* **Requirement**:
Set down each record below precisely, skipping the pictures.

========================================================================

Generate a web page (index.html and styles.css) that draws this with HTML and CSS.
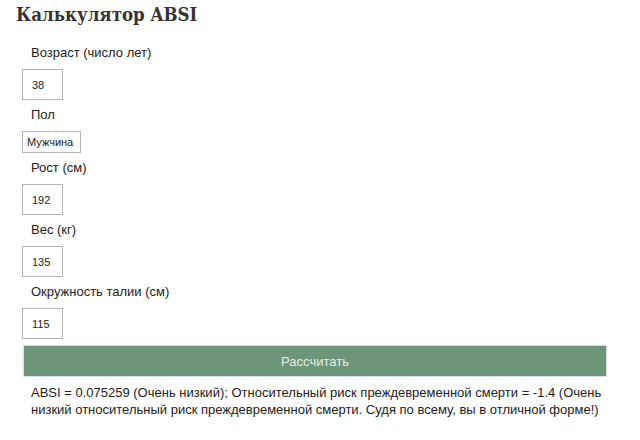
FILE: index.html
```html
<!DOCTYPE html>
<html lang="ru">
<head>
<meta charset="utf-8">
<title>Калькулятор ABSI</title>
<link rel="stylesheet" href="styles.css">
</head>
<body>
<h1 class="title">Калькулятор ABSI</h1>
<form class="calc">
  <div class="field">
    <label class="label">Возраст (число лет)</label>
    <input class="num" type="text" value="38">
  </div>
  <div class="field">
    <label class="label">Пол</label>
    <select class="sel"><option>Мужчина</option></select>
  </div>
  <div class="field">
    <label class="label">Рост (см)</label>
    <input class="num" type="text" value="192">
  </div>
  <div class="field">
    <label class="label">Вес (кг)</label>
    <input class="num" type="text" value="135">
  </div>
  <div class="field">
    <label class="label">Окружность талии (см)</label>
    <input class="num" type="text" value="115">
  </div>
  <button class="btn" type="button">Рассчитать</button>
  <p class="result">ABSI = 0.075259 (Очень низкий); Относительный риск преждевременной смерти = -1.4 (Очень низкий относительный риск преждевременной смерти. Судя по всему, вы в отличной форме!)</p>
</form>
</body>
</html>
```
FILE: styles.css
```css
html, body {
  margin: 0;
  padding: 0;
  background: #ffffff;
}
body {
  font-family: "Liberation Sans", Arial, sans-serif;
  color: #222222;
}
.title {
  font-family: "DejaVu Serif Condensed", "DejaVu Serif", serif;
  font-weight: bold;
  font-size: 18.5px;
  line-height: 30px;
  margin: 0 0 13px 16px;
  color: #333333;
}
.calc {
  padding-left: 22px;
  width: 584px;
}
.field {
  display: flex;
  flex-direction: column;
  align-items: flex-start;
  margin-bottom: 5px;
}
.label {
  display: block;
  font-size: 13px;
  line-height: 20px;
  padding-left: 9px;
  margin-bottom: 6px;
  color: #222222;
}
.num {
  box-sizing: border-box;
  width: 41px;
  height: 31px;
  border: 1px solid #b5b5b5;
  border-radius: 0;
  padding: 0 0 0 9px;
  margin: 0;
  font-family: "Liberation Sans", Arial, sans-serif;
  font-size: 11px;
  color: #222222;
  background: #ffffff;
  outline: none;
}
.sel {
  box-sizing: border-box;
  appearance: none;
  -webkit-appearance: none;
  width: 59px;
  height: 22px;
  border: 1px solid #b5b5b5;
  border-radius: 0;
  padding: 0 0 0 4px;
  margin: 0;
  font-family: "Liberation Sans", Arial, sans-serif;
  font-size: 11px;
  color: #222222;
  background: #ffffff;
}
.btn {
  display: block;
  box-sizing: border-box;
  width: 584px;
  height: 32px;
  margin: 6px 0 0 1px;
  background: #6d957a;
  border: 1px solid #d8e2da;
  color: #e6ede8;
  font-family: "Liberation Sans", Arial, sans-serif;
  font-size: 13px;
  padding: 0;
}
.result {
  margin: 7px 0 0 0;
  padding-left: 9px;
  font-size: 13px;
  line-height: 17px;
  color: #222222;
}
```
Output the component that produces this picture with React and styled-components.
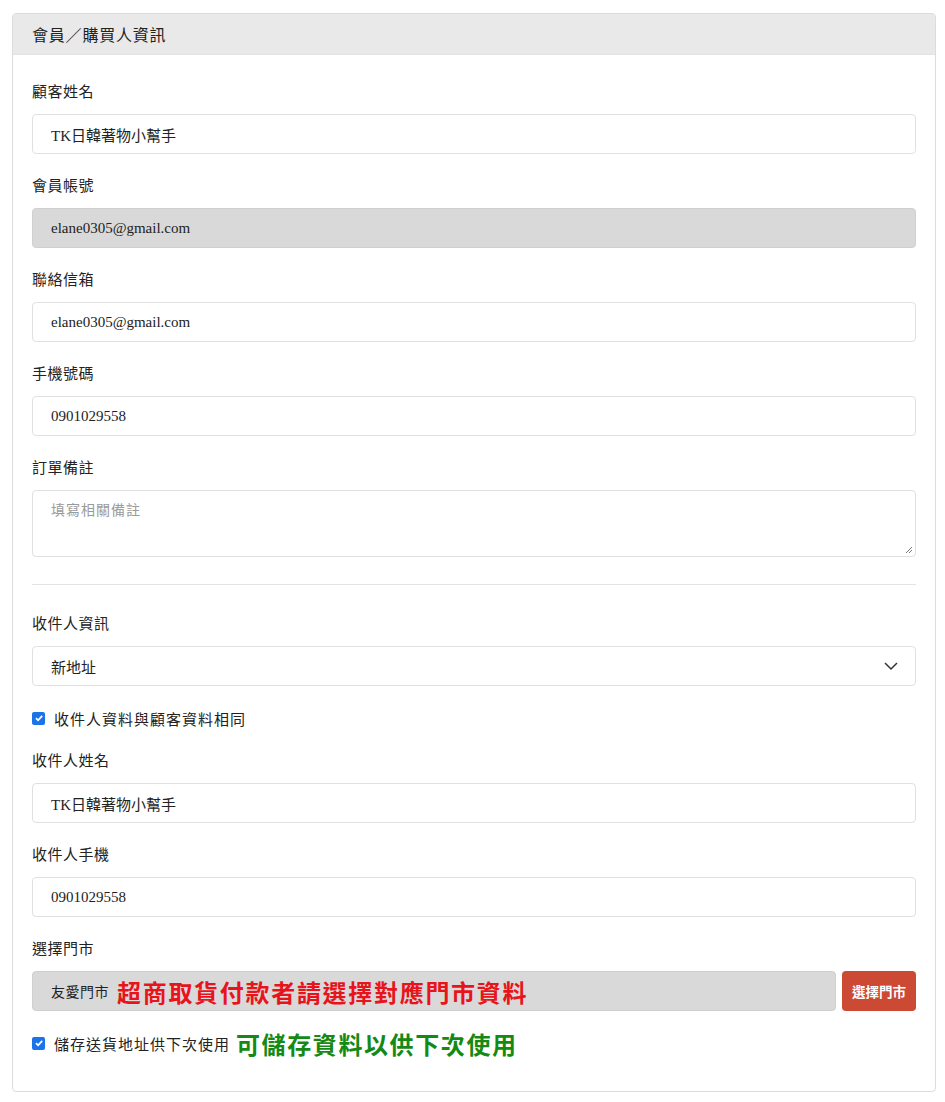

========================================================================

* **Exercise answer**:
Generate a web page (index.html and styles.css) that draws this with HTML and CSS.
FILE: index.html
```html
<!DOCTYPE html>
<html lang="ru">
<head>
<meta charset="utf-8">
<title>Калькулятор ABSI</title>
<link rel="stylesheet" href="styles.css">
</head>
<body>
<h1 class="title">Калькулятор ABSI</h1>
<form class="calc">
  <div class="field">
    <label class="label">Возраст (число лет)</label>
    <input class="num" type="text" value="38">
  </div>
  <div class="field">
    <label class="label">Пол</label>
    <select class="sel"><option>Мужчина</option></select>
  </div>
  <div class="field">
    <label class="label">Рост (см)</label>
    <input class="num" type="text" value="192">
  </div>
  <div class="field">
    <label class="label">Вес (кг)</label>
    <input class="num" type="text" value="135">
  </div>
  <div class="field">
    <label class="label">Окружность талии (см)</label>
    <input class="num" type="text" value="115">
  </div>
  <button class="btn" type="button">Рассчитать</button>
  <p class="result">ABSI = 0.075259 (Очень низкий); Относительный риск преждевременной смерти = -1.4 (Очень низкий относительный риск преждевременной смерти. Судя по всему, вы в отличной форме!)</p>
</form>
</body>
</html>
```
FILE: styles.css
```css
html, body {
  margin: 0;
  padding: 0;
  background: #ffffff;
}
body {
  font-family: "Liberation Sans", Arial, sans-serif;
  color: #222222;
}
.title {
  font-family: "DejaVu Serif Condensed", "DejaVu Serif", serif;
  font-weight: bold;
  font-size: 18.5px;
  line-height: 30px;
  margin: 0 0 13px 16px;
  color: #333333;
}
.calc {
  padding-left: 22px;
  width: 584px;
}
.field {
  display: flex;
  flex-direction: column;
  align-items: flex-start;
  margin-bottom: 5px;
}
.label {
  display: block;
  font-size: 13px;
  line-height: 20px;
  padding-left: 9px;
  margin-bottom: 6px;
  color: #222222;
}
.num {
  box-sizing: border-box;
  width: 41px;
  height: 31px;
  border: 1px solid #b5b5b5;
  border-radius: 0;
  padding: 0 0 0 9px;
  margin: 0;
  font-family: "Liberation Sans", Arial, sans-serif;
  font-size: 11px;
  color: #222222;
  background: #ffffff;
  outline: none;
}
.sel {
  box-sizing: border-box;
  appearance: none;
  -webkit-appearance: none;
  width: 59px;
  height: 22px;
  border: 1px solid #b5b5b5;
  border-radius: 0;
  padding: 0 0 0 4px;
  margin: 0;
  font-family: "Liberation Sans", Arial, sans-serif;
  font-size: 11px;
  color: #222222;
  background: #ffffff;
}
.btn {
  display: block;
  box-sizing: border-box;
  width: 584px;
  height: 32px;
  margin: 6px 0 0 1px;
  background: #6d957a;
  border: 1px solid #d8e2da;
  color: #e6ede8;
  font-family: "Liberation Sans", Arial, sans-serif;
  font-size: 13px;
  padding: 0;
}
.result {
  margin: 7px 0 0 0;
  padding-left: 9px;
  font-size: 13px;
  line-height: 17px;
  color: #222222;
}
```
Output the component that produces this picture with React and styled-components.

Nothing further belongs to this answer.